I did Google it and found nothing. The closest articles I could find weren't
ScienceDaily, and weren't saying that racetams were adulterated but rather complaining that they are understudied drugs, which is a completely different issue. Hence why I asked you for a source.
Most drugs we're taking here are highly engineered synthetics with the potential for odd reactions from us non-standard reactors. Again, you're not really distinguishing between nootropics and other pharmaceuticals, and I'm not sure why you are so vehemently criticizing my suggestions.
Yes, you're right, I missed it, though I feel like you're going out of your way to criticize every element of my original comments. If you're not careful you might give the impression you have it out for me, or something.
I also feel like a recommendation of skullcap is apposite for a person who has already decided to bear the risks of benzodiazepines, considering skullcap is widely regarded as being weaker (and in the same category of risk).
It's fine if nootropics are not an acceptable risk for you, but the proportion of people here using unconventional treatments is pretty high.

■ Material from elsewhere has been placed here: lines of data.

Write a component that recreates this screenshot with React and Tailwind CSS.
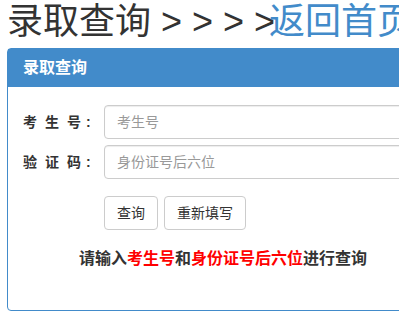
import React from "react";

const font = {
  fontFamily: '"Liberation Sans", "Noto Sans CJK SC", sans-serif',
};

const Field = ({ label, placeholder }) => (
  <div className="flex items-center h-[34px]">
    <label className="w-[81px] text-[14px] font-bold text-[#333] whitespace-nowrap">
      <span className="tracking-[8px]">{label.slice(0, 2)}</span>
      <span>{label.slice(2)}</span>
      <span className="ml-[5px]">:</span>
    </label>
    <input
      type="text"
      placeholder={placeholder}
      className="w-[400px] h-[34px] px-3 text-[14px] text-[#555] border border-[#ccc] rounded shadow-[inset_0_1px_1px_rgba(0,0,0,0.075)] placeholder:text-[#999] outline-none"
    />
  </div>
);

const App = () => {
  return (
    <div className="w-[399px] h-[324px] overflow-hidden bg-white" style={font}>
      <div className="w-[640px] pl-[7px]">
        {/* Title */}
        <h1 className="pt-[2px] text-[36px] leading-[40px] text-[#333] whitespace-nowrap">
          录取查询 &gt; &gt; &gt; &gt;
          <a href="#" className="-ml-[6px] text-[#428bca]">
            返回首页
          </a>
        </h1>

        {/* Panel */}
        <div className="mt-[6px] border border-[#428bca] rounded">
          <div className="h-[38px] px-[15px] flex items-center bg-[#428bca] text-white text-[16px] font-bold">
            录取查询
          </div>
          <div className="pt-[18px] pl-[15px] pb-[41px]">
            <div className="flex flex-col gap-[6px]">
              <Field label="考生号" placeholder="考生号" />
              <Field label="验证码" placeholder="身份证号后六位" />
            </div>

            <div className="mt-[17px] pl-[81px] flex gap-[6px]">
              <button className="h-[34px] px-3 text-[14px] text-[#333] bg-white border border-[#ccc] rounded">
                查询
              </button>
              <button className="h-[34px] px-3 text-[14px] text-[#333] bg-white border border-[#ccc] rounded">
                重新填写
              </button>
            </div>

            <p className="mt-[19px] pl-[56px] text-[16px] leading-[20px] font-bold text-[#333]">
              请输入<span className="text-[#f00]">考生号</span>和
              <span className="text-[#f00]">身份证号后六位</span>进行查询
            </p>
          </div>
        </div>
      </div>
    </div>
  );
};

export default App;
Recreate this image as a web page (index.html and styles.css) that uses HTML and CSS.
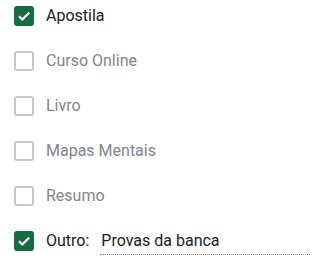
FILE: index.html
```html
<!DOCTYPE html>
<html lang="pt">
<head>
<meta charset="utf-8">
<link rel="stylesheet" href="styles.css">
</head>
<body>
<ul class="options">
  <li class="option checked">
    <span class="box"><svg viewBox="0 0 20 20" width="20" height="20"><path d="M5 10.2l3.3 3.3L15.2 6.6" fill="none" stroke="#fff" stroke-width="2.2"/></svg></span>
    <span class="label">Apostila</span>
  </li>
  <li class="option"><span class="box"></span><span class="label">Curso Online</span></li>
  <li class="option"><span class="box"></span><span class="label">Livro</span></li>
  <li class="option"><span class="box"></span><span class="label">Mapas Mentais</span></li>
  <li class="option"><span class="box"></span><span class="label">Resumo</span></li>
  <li class="option checked">
    <span class="box"><svg viewBox="0 0 20 20" width="20" height="20"><path d="M5 10.2l3.3 3.3L15.2 6.6" fill="none" stroke="#fff" stroke-width="2.2"/></svg></span>
    <span class="label">Outro:</span>
    <span class="other">Provas da banca</span>
  </li>
</ul>
</body>
</html>
```
FILE: styles.css
```css
html, body {
  margin: 0;
  padding: 0;
  background: #fff;
}
body {
  font-family: Roboto, "Liberation Sans", Arial, sans-serif;
  font-size: 16px;
  width: 310px;
  height: 259px;
  overflow: hidden;
}
.options {
  list-style: none;
  margin: 0;
  padding: 6px 0 8px 14px;
  display: flex;
  flex-direction: column;
  gap: 25px;
}
.option {
  display: flex;
  align-items: center;
  height: 20px;
}
.box {
  box-sizing: border-box;
  width: 20px;
  height: 20px;
  border: 2px solid #c6c6c6;
  border-radius: 3px;
  flex: none;
  display: flex;
  align-items: center;
  justify-content: center;
}
.checked .box {
  background: #146c43;
  border: none;
}
.box svg {
  display: block;
}
.label {
  margin-left: 12px;
  color: #80868b;
  line-height: 20px;
}
.checked .label {
  color: #202124;
}
.other {
  display: block;
  align-self: flex-start;
  flex: 1;
  height: 20px;
  margin-left: 11px;
  color: #202124;
  line-height: 20px;
  padding-left: 1px;
  padding-bottom: 3px;
  border-bottom: 1px dotted #80868b;
}
```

Almost any suggestion on this forum is to be taken with a grain of salt - there are always potentials downsides to treatment options for this disease, and I did mention some of them in my original explanation of fasoracetam.
The two are nothing alike. I am not attempting to write off people's experiences of CFS as psychological. I am saying we don't really know what physical basis the disease has, and in what ways that basis connects with the disease's subjective experience. This is not controversial. If we knew these things we'd be that much closer to an effective treatment and perhaps we wouldn't be here having this discussion. When it comes down to it, you cannot reliably know whether excitotoxicity is occurring and to what extent without some sort of objective marker. I am not saying it's not happening, I'm saying we don't know if it is. Sometimes people suffer excitotoxicity with no subjective ill effect (generations of casual amphetamine users might attest to this). Sometimes people have horrible, agonizing experiences from a drug that are in no way correlated with excitotoxicity.
Excitotoxicity is a really specific phenomenon, where neurons are stimulated excessively by glutamate leading to excessive calcium ion influx. Any drug which sufficiently blocks glutamate or calcium channels can prevent excitotoxicity. Plenty of drugs do that - gabapentinoids, NMDA antagonists, memantine (if you need an authority,
here's a good link explaining memantine's anti-excitotoxic properties). However, excitotoxicity is only one subtype of neurotoxicity in general, and any disease state which results in excitotoxicity probably involves multiple forms of neurotoxicity, or other systemic issues which cause the subjective symptoms people often attribute to excitotoxicity.
I agree that excitotoxicity is a contributing factor in ME/CFS but as with many aspects of the disease, I think it is easy to misunderstand one's own pathophysiology. I do it all the time - I think 'boy, it seems like my adrenergic system is acting up', but then I try beta blockers, and alpha blockers, and none of them seem to help, and then I am forced to come up with an alternative hypothesis and admit I was mistaken. All I'm pointing out is that it makes sense to be open minded and not get sucked into the excitotoxicity idea too strongly. Especially when glutamate (the perennial target for us excitotoxicity investigators) has some other really important roles in the body.
Also, separately, if you have a problem with the content of my posts, feel free to message me personally so we're not cluttering up someone's thread.